Food waste could be a whole post by itself. In fact, it is several.

 

Check out these links to read more about:

 

Food waste and the Quran

 

Food waste and The Bible

 

Zero waste grocery shopping

 

Love Food, Hate Waste

 

It is easy to buy way more food than needed when celebrating, especially if you have a large number of people attending your event.

 

Sit down and calculate how much food you will actually need, and keep your food options simple.

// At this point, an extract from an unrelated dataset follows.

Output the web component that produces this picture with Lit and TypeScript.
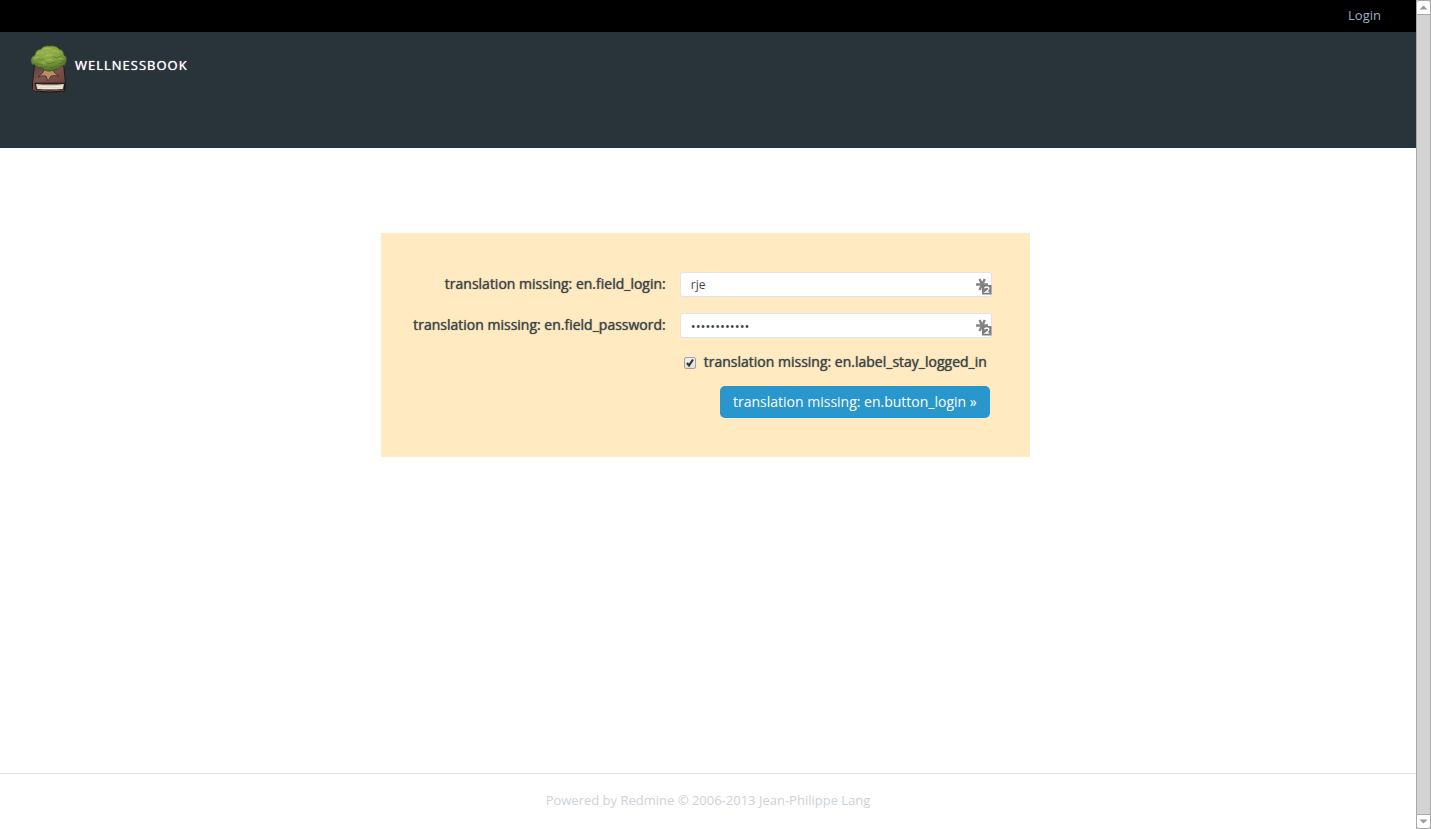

Check out this handy site for an easy online calculator.

 

Whole Foods also offers these calculations.

 

Whichever tool you use, planning your next event gives you an opportunity to look at your need to be the perfect host and how you may be making short term choices that conflict with your bigger values.

 

I know my ego puts up a big fight when I resist indulging in behavior that involves trying to control what other people think of me and leaving that up to chance.

 

Of course, people will still judge me, and you, regardless of what we do.

 

So take this chance to soften your judgments of yourself and give yourself the gift of honoring your bigger values of not being wasteful, especially at this time of year when those who have less feel that absence the most.

 

And here’s a bonus: your guests may appreciate you more for living your values than for just loading the table with food that will sadly go to waste before it gets eaten.

 

 

THE BOTTOM LINE

For any of us who have more than we need, the holidays gives us many chances to really live our values and make smart, environmentally sound and deeply human choices about how we want to celebrate and honor ourselves and our loved ones.

 

The holidays do NOT give us a free pass to consume more than we need and then tell ourselves one of our 200 Lies that we can clean up our mess later AND just do better next year.

 

So move slowly and carefully consider each choice you make now so you have no regrets and less to clean up tomorrow.

 

There are so many ways you can enjoy this time of year without undermining your overall happiness and spending money, even if you have plenty of it, in ways that will only make you feel bad or foolish in the coming days.